• **TASK**: Every line below is to be copied exactly, with the pictures left out.

• **INFORMATION SHOWN**:
____
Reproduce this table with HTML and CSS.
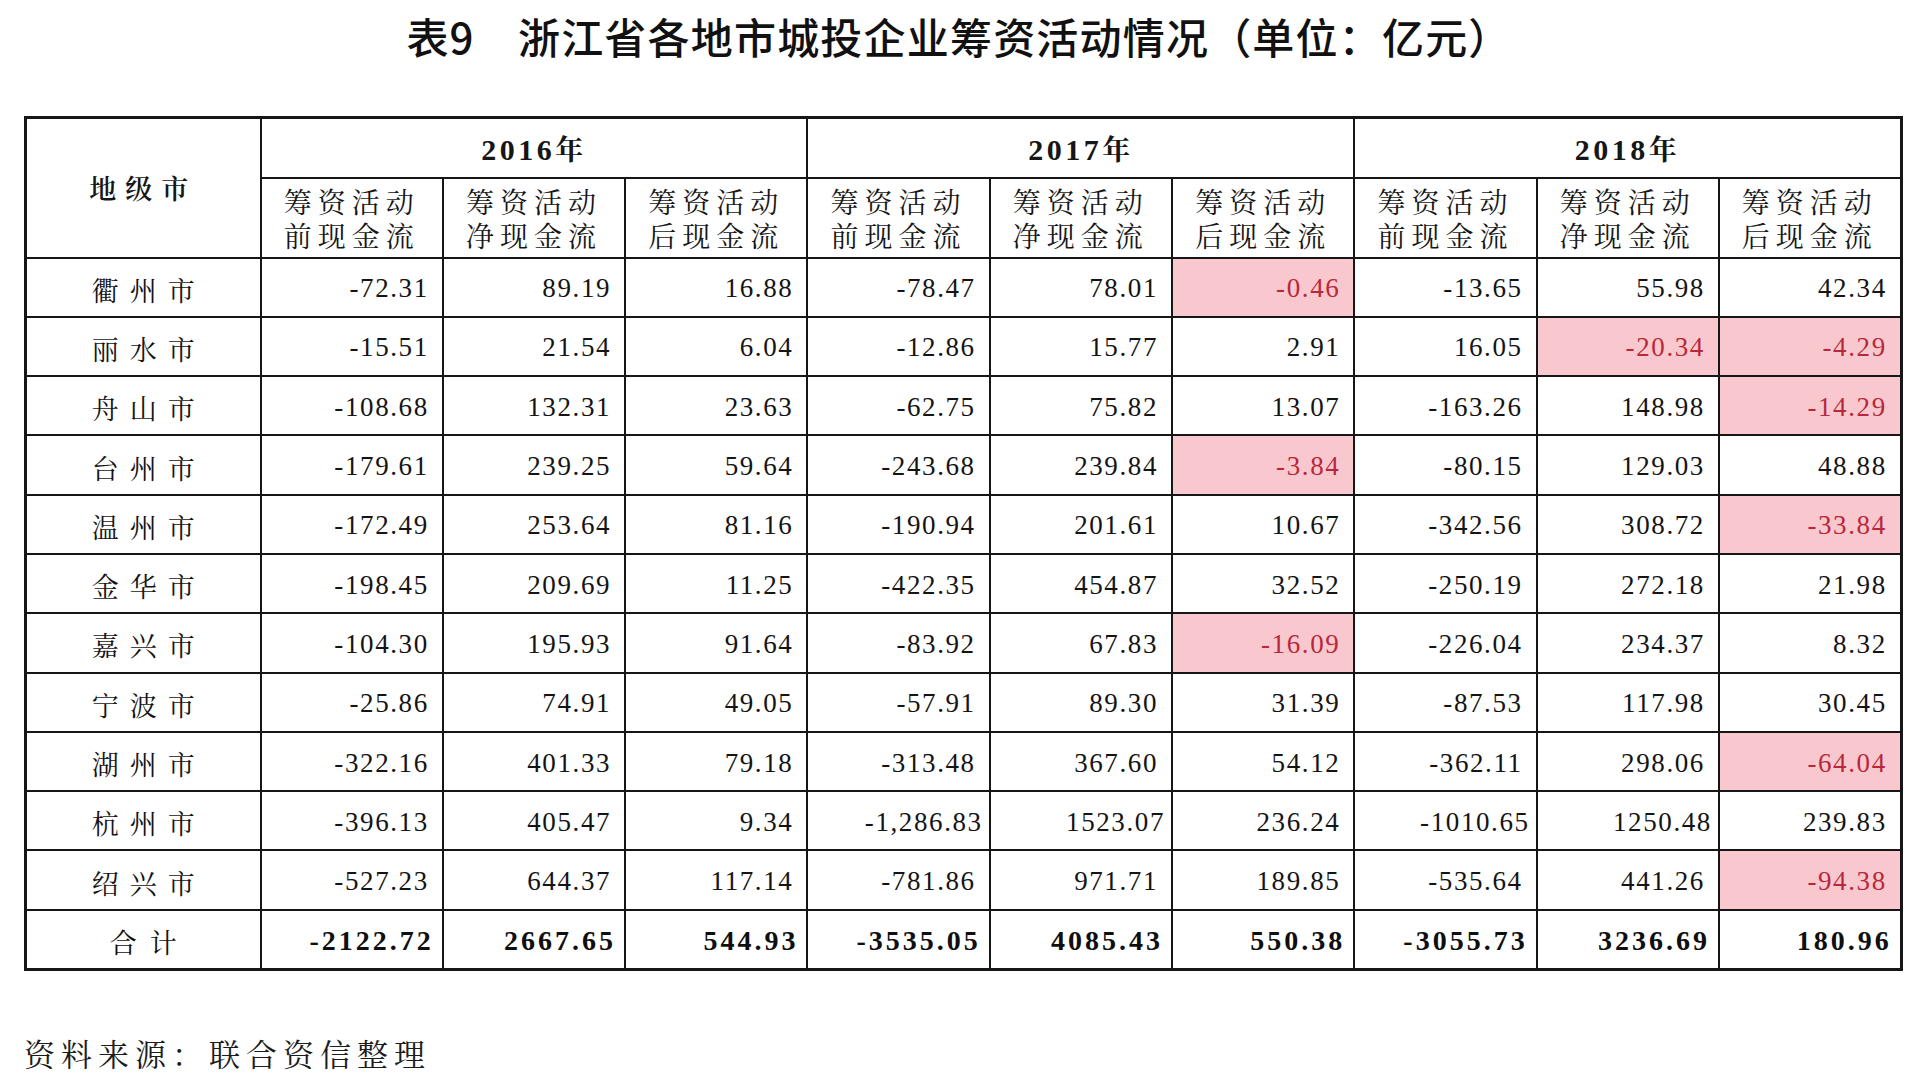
FILE: index.html
```html
<!DOCTYPE html>
<html lang="zh-CN">
<head>
<meta charset="utf-8">
<title>表9 浙江省各地市城投企业筹资活动情况</title>
<link rel="stylesheet" href="styles.css">
</head>
<body>
<div class="page">
  <h1 class="title">表9　浙江省各地市城投企业筹资活动情况（单位：亿元）</h1>
  <table class="data">
    <colgroup>
      <col class="c-city">
      <col class="c-num"><col class="c-num"><col class="c-num">
      <col class="c-num"><col class="c-num"><col class="c-num">
      <col class="c-num"><col class="c-num"><col class="c-num">
    </colgroup>
    <thead>
      <tr class="r-year">
        <th rowspan="2" class="h-city">地级市</th>
        <th colspan="3" class="h-year">2016<span class="cjk">年</span></th>
        <th colspan="3" class="h-year">2017<span class="cjk">年</span></th>
        <th colspan="3" class="h-year">2018<span class="cjk">年</span></th>
      </tr>
      <tr class="r-sub">
        <th class="h-sub"><span class="ln">筹资活动</span><span class="ln">前现金流</span></th>
        <th class="h-sub"><span class="ln">筹资活动</span><span class="ln">净现金流</span></th>
        <th class="h-sub"><span class="ln">筹资活动</span><span class="ln">后现金流</span></th>
        <th class="h-sub"><span class="ln">筹资活动</span><span class="ln">前现金流</span></th>
        <th class="h-sub"><span class="ln">筹资活动</span><span class="ln">净现金流</span></th>
        <th class="h-sub"><span class="ln">筹资活动</span><span class="ln">后现金流</span></th>
        <th class="h-sub"><span class="ln">筹资活动</span><span class="ln">前现金流</span></th>
        <th class="h-sub"><span class="ln">筹资活动</span><span class="ln">净现金流</span></th>
        <th class="h-sub"><span class="ln">筹资活动</span><span class="ln">后现金流</span></th>
      </tr>
    </thead>
    <tbody>
      <tr><td class="city">衢州市</td><td>-72.31</td><td>89.19</td><td>16.88</td><td>-78.47</td><td>78.01</td><td class="neg">-0.46</td><td>-13.65</td><td>55.98</td><td>42.34</td></tr>
      <tr><td class="city">丽水市</td><td>-15.51</td><td>21.54</td><td>6.04</td><td>-12.86</td><td>15.77</td><td>2.91</td><td>16.05</td><td class="neg">-20.34</td><td class="neg">-4.29</td></tr>
      <tr><td class="city">舟山市</td><td>-108.68</td><td>132.31</td><td>23.63</td><td>-62.75</td><td>75.82</td><td>13.07</td><td>-163.26</td><td>148.98</td><td class="neg">-14.29</td></tr>
      <tr><td class="city">台州市</td><td>-179.61</td><td>239.25</td><td>59.64</td><td>-243.68</td><td>239.84</td><td class="neg">-3.84</td><td>-80.15</td><td>129.03</td><td>48.88</td></tr>
      <tr><td class="city">温州市</td><td>-172.49</td><td>253.64</td><td>81.16</td><td>-190.94</td><td>201.61</td><td>10.67</td><td>-342.56</td><td>308.72</td><td class="neg">-33.84</td></tr>
      <tr><td class="city">金华市</td><td>-198.45</td><td>209.69</td><td>11.25</td><td>-422.35</td><td>454.87</td><td>32.52</td><td>-250.19</td><td>272.18</td><td>21.98</td></tr>
      <tr><td class="city">嘉兴市</td><td>-104.30</td><td>195.93</td><td>91.64</td><td>-83.92</td><td>67.83</td><td class="neg">-16.09</td><td>-226.04</td><td>234.37</td><td>8.32</td></tr>
      <tr><td class="city">宁波市</td><td>-25.86</td><td>74.91</td><td>49.05</td><td>-57.91</td><td>89.30</td><td>31.39</td><td>-87.53</td><td>117.98</td><td>30.45</td></tr>
      <tr><td class="city">湖州市</td><td>-322.16</td><td>401.33</td><td>79.18</td><td>-313.48</td><td>367.60</td><td>54.12</td><td>-362.11</td><td>298.06</td><td class="neg">-64.04</td></tr>
      <tr><td class="city">杭州市</td><td>-396.13</td><td>405.47</td><td>9.34</td><td class="tight">-1,286.83</td><td class="tight">1523.07</td><td>236.24</td><td class="tight">-1010.65</td><td class="tight">1250.48</td><td>239.83</td></tr>
      <tr><td class="city">绍兴市</td><td>-527.23</td><td>644.37</td><td>117.14</td><td>-781.86</td><td>971.71</td><td>189.85</td><td>-535.64</td><td>441.26</td><td class="neg">-94.38</td></tr>
      <tr class="total"><td class="city city-total">合计</td><td>-2122.72</td><td>2667.65</td><td>544.93</td><td>-3535.05</td><td>4085.43</td><td>550.38</td><td>-3055.73</td><td>3236.69</td><td>180.96</td></tr>
    </tbody>
  </table>
  <p class="source">资料来源：联合资信整理</p>
</div>
</body>
</html>
```
FILE: styles.css
```css
html, body {
  margin: 0;
  padding: 0;
  background: #ffffff;
}

.page {
  width: 1920px;
  box-sizing: border-box;
  padding: 11px 20px 0 24px;
  color: #161616;
}

.title {
  margin: 0 0 55px;
  padding-right: 6px;
  font-family: "Noto Sans CJK SC", "Noto Sans", sans-serif;
  font-size: 42px;
  line-height: 50px;
  font-weight: 500;
  letter-spacing: 1.2px;
  text-align: center;
  color: #111111;
}

.data {
  width: 1876px;
  table-layout: fixed;
  border-collapse: collapse;
  border: 3px solid #161616;
}

.c-city { width: 235px; }
.c-num { width: 182.3px; }

.data th,
.data td {
  border: 2px solid #161616;
  padding: 0;
}

.r-year { height: 60px; }
.r-sub { height: 80px; }
.data tbody tr { height: 59.3px; }
.data tbody tr.total { height: 60px; }

.h-city {
  font-family: "Noto Serif CJK SC", "Noto Sans CJK SC", serif;
  font-size: 27px;
  font-weight: 600;
  letter-spacing: 9px;
  padding-left: 9px;
  text-align: center;
  vertical-align: middle;
}

.h-year {
  font-family: "Liberation Serif", "Times New Roman", serif;
  font-size: 30px;
  font-weight: 700;
  letter-spacing: 3.5px;
  text-align: center;
  vertical-align: middle;
}

.h-year .cjk {
  font-family: "Noto Serif CJK SC", "Noto Sans CJK SC", serif;
  font-size: 28px;
  font-weight: 700;
}

.h-sub {
  font-family: "Noto Serif CJK SC", "Noto Sans CJK SC", serif;
  font-size: 28px;
  line-height: 34px;
  font-weight: 400;
  letter-spacing: 6px;
  padding-left: 6px;
  text-align: center;
  vertical-align: middle;
  padding-top: 2px;
}

.h-sub .ln {
  display: block;
}

.data td {
  font-family: "Liberation Serif", "Times New Roman", serif;
  font-size: 27px;
  letter-spacing: 1.6px;
  text-align: right;
  vertical-align: middle;
  padding-right: 13px;
  padding-top: 3px;
  color: #141414;
}

.data td.city {
  font-family: "Noto Serif CJK SC", "Noto Sans CJK SC", serif;
  font-size: 27px;
  letter-spacing: 11px;
  padding-left: 11px;
  padding-right: 0;
  padding-top: 4px;
  text-align: center;
}

.data td.city-total {
  letter-spacing: 13px;
  padding-left: 13px;
}

.data td.neg {
  background: #f9c8cf;
  color: #b8283a;
}

.data td.tight {
  padding-right: 6px;
}

.total td {
  font-weight: 700;
  font-size: 28px;
  letter-spacing: 3px;
  padding-right: 8px;
  color: #0f0f0f;
}

.total td.city {
  font-weight: 400;
}

.source {
  margin: 62px 0 0 0;
  font-family: "Noto Serif CJK SC", "Noto Sans CJK SC", serif;
  font-size: 31px;
  line-height: 40px;
  letter-spacing: 6px;
  color: #1c1c1c;
}
```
____
• **WRITTEN SOLUTION**:
Reproduce this table with HTML and CSS.
FILE: index.html
```html
<!DOCTYPE html>
<html lang="zh-CN">
<head>
<meta charset="utf-8">
<title>表9 浙江省各地市城投企业筹资活动情况</title>
<link rel="stylesheet" href="styles.css">
</head>
<body>
<div class="page">
  <h1 class="title">表9　浙江省各地市城投企业筹资活动情况（单位：亿元）</h1>
  <table class="data">
    <colgroup>
      <col class="c-city">
      <col class="c-num"><col class="c-num"><col class="c-num">
      <col class="c-num"><col class="c-num"><col class="c-num">
      <col class="c-num"><col class="c-num"><col class="c-num">
    </colgroup>
    <thead>
      <tr class="r-year">
        <th rowspan="2" class="h-city">地级市</th>
        <th colspan="3" class="h-year">2016<span class="cjk">年</span></th>
        <th colspan="3" class="h-year">2017<span class="cjk">年</span></th>
        <th colspan="3" class="h-year">2018<span class="cjk">年</span></th>
      </tr>
      <tr class="r-sub">
        <th class="h-sub"><span class="ln">筹资活动</span><span class="ln">前现金流</span></th>
        <th class="h-sub"><span class="ln">筹资活动</span><span class="ln">净现金流</span></th>
        <th class="h-sub"><span class="ln">筹资活动</span><span class="ln">后现金流</span></th>
        <th class="h-sub"><span class="ln">筹资活动</span><span class="ln">前现金流</span></th>
        <th class="h-sub"><span class="ln">筹资活动</span><span class="ln">净现金流</span></th>
        <th class="h-sub"><span class="ln">筹资活动</span><span class="ln">后现金流</span></th>
        <th class="h-sub"><span class="ln">筹资活动</span><span class="ln">前现金流</span></th>
        <th class="h-sub"><span class="ln">筹资活动</span><span class="ln">净现金流</span></th>
        <th class="h-sub"><span class="ln">筹资活动</span><span class="ln">后现金流</span></th>
      </tr>
    </thead>
    <tbody>
      <tr><td class="city">衢州市</td><td>-72.31</td><td>89.19</td><td>16.88</td><td>-78.47</td><td>78.01</td><td class="neg">-0.46</td><td>-13.65</td><td>55.98</td><td>42.34</td></tr>
      <tr><td class="city">丽水市</td><td>-15.51</td><td>21.54</td><td>6.04</td><td>-12.86</td><td>15.77</td><td>2.91</td><td>16.05</td><td class="neg">-20.34</td><td class="neg">-4.29</td></tr>
      <tr><td class="city">舟山市</td><td>-108.68</td><td>132.31</td><td>23.63</td><td>-62.75</td><td>75.82</td><td>13.07</td><td>-163.26</td><td>148.98</td><td class="neg">-14.29</td></tr>
      <tr><td class="city">台州市</td><td>-179.61</td><td>239.25</td><td>59.64</td><td>-243.68</td><td>239.84</td><td class="neg">-3.84</td><td>-80.15</td><td>129.03</td><td>48.88</td></tr>
      <tr><td class="city">温州市</td><td>-172.49</td><td>253.64</td><td>81.16</td><td>-190.94</td><td>201.61</td><td>10.67</td><td>-342.56</td><td>308.72</td><td class="neg">-33.84</td></tr>
      <tr><td class="city">金华市</td><td>-198.45</td><td>209.69</td><td>11.25</td><td>-422.35</td><td>454.87</td><td>32.52</td><td>-250.19</td><td>272.18</td><td>21.98</td></tr>
      <tr><td class="city">嘉兴市</td><td>-104.30</td><td>195.93</td><td>91.64</td><td>-83.92</td><td>67.83</td><td class="neg">-16.09</td><td>-226.04</td><td>234.37</td><td>8.32</td></tr>
      <tr><td class="city">宁波市</td><td>-25.86</td><td>74.91</td><td>49.05</td><td>-57.91</td><td>89.30</td><td>31.39</td><td>-87.53</td><td>117.98</td><td>30.45</td></tr>
      <tr><td class="city">湖州市</td><td>-322.16</td><td>401.33</td><td>79.18</td><td>-313.48</td><td>367.60</td><td>54.12</td><td>-362.11</td><td>298.06</td><td class="neg">-64.04</td></tr>
      <tr><td class="city">杭州市</td><td>-396.13</td><td>405.47</td><td>9.34</td><td class="tight">-1,286.83</td><td class="tight">1523.07</td><td>236.24</td><td class="tight">-1010.65</td><td class="tight">1250.48</td><td>239.83</td></tr>
      <tr><td class="city">绍兴市</td><td>-527.23</td><td>644.37</td><td>117.14</td><td>-781.86</td><td>971.71</td><td>189.85</td><td>-535.64</td><td>441.26</td><td class="neg">-94.38</td></tr>
      <tr class="total"><td class="city city-total">合计</td><td>-2122.72</td><td>2667.65</td><td>544.93</td><td>-3535.05</td><td>4085.43</td><td>550.38</td><td>-3055.73</td><td>3236.69</td><td>180.96</td></tr>
    </tbody>
  </table>
  <p class="source">资料来源：联合资信整理</p>
</div>
</body>
</html>
```
FILE: styles.css
```css
html, body {
  margin: 0;
  padding: 0;
  background: #ffffff;
}

.page {
  width: 1920px;
  box-sizing: border-box;
  padding: 11px 20px 0 24px;
  color: #161616;
}

.title {
  margin: 0 0 55px;
  padding-right: 6px;
  font-family: "Noto Sans CJK SC", "Noto Sans", sans-serif;
  font-size: 42px;
  line-height: 50px;
  font-weight: 500;
  letter-spacing: 1.2px;
  text-align: center;
  color: #111111;
}

.data {
  width: 1876px;
  table-layout: fixed;
  border-collapse: collapse;
  border: 3px solid #161616;
}

.c-city { width: 235px; }
.c-num { width: 182.3px; }

.data th,
.data td {
  border: 2px solid #161616;
  padding: 0;
}

.r-year { height: 60px; }
.r-sub { height: 80px; }
.data tbody tr { height: 59.3px; }
.data tbody tr.total { height: 60px; }

.h-city {
  font-family: "Noto Serif CJK SC", "Noto Sans CJK SC", serif;
  font-size: 27px;
  font-weight: 600;
  letter-spacing: 9px;
  padding-left: 9px;
  text-align: center;
  vertical-align: middle;
}

.h-year {
  font-family: "Liberation Serif", "Times New Roman", serif;
  font-size: 30px;
  font-weight: 700;
  letter-spacing: 3.5px;
  text-align: center;
  vertical-align: middle;
}

.h-year .cjk {
  font-family: "Noto Serif CJK SC", "Noto Sans CJK SC", serif;
  font-size: 28px;
  font-weight: 700;
}

.h-sub {
  font-family: "Noto Serif CJK SC", "Noto Sans CJK SC", serif;
  font-size: 28px;
  line-height: 34px;
  font-weight: 400;
  letter-spacing: 6px;
  padding-left: 6px;
  text-align: center;
  vertical-align: middle;
  padding-top: 2px;
}

.h-sub .ln {
  display: block;
}

.data td {
  font-family: "Liberation Serif", "Times New Roman", serif;
  font-size: 27px;
  letter-spacing: 1.6px;
  text-align: right;
  vertical-align: middle;
  padding-right: 13px;
  padding-top: 3px;
  color: #141414;
}

.data td.city {
  font-family: "Noto Serif CJK SC", "Noto Sans CJK SC", serif;
  font-size: 27px;
  letter-spacing: 11px;
  padding-left: 11px;
  padding-right: 0;
  padding-top: 4px;
  text-align: center;
}

.data td.city-total {
  letter-spacing: 13px;
  padding-left: 13px;
}

.data td.neg {
  background: #f9c8cf;
  color: #b8283a;
}

.data td.tight {
  padding-right: 6px;
}

.total td {
  font-weight: 700;
  font-size: 28px;
  letter-spacing: 3px;
  padding-right: 8px;
  color: #0f0f0f;
}

.total td.city {
  font-weight: 400;
}

.source {
  margin: 62px 0 0 0;
  font-family: "Noto Serif CJK SC", "Noto Sans CJK SC", serif;
  font-size: 31px;
  line-height: 40px;
  letter-spacing: 6px;
  color: #1c1c1c;
}
```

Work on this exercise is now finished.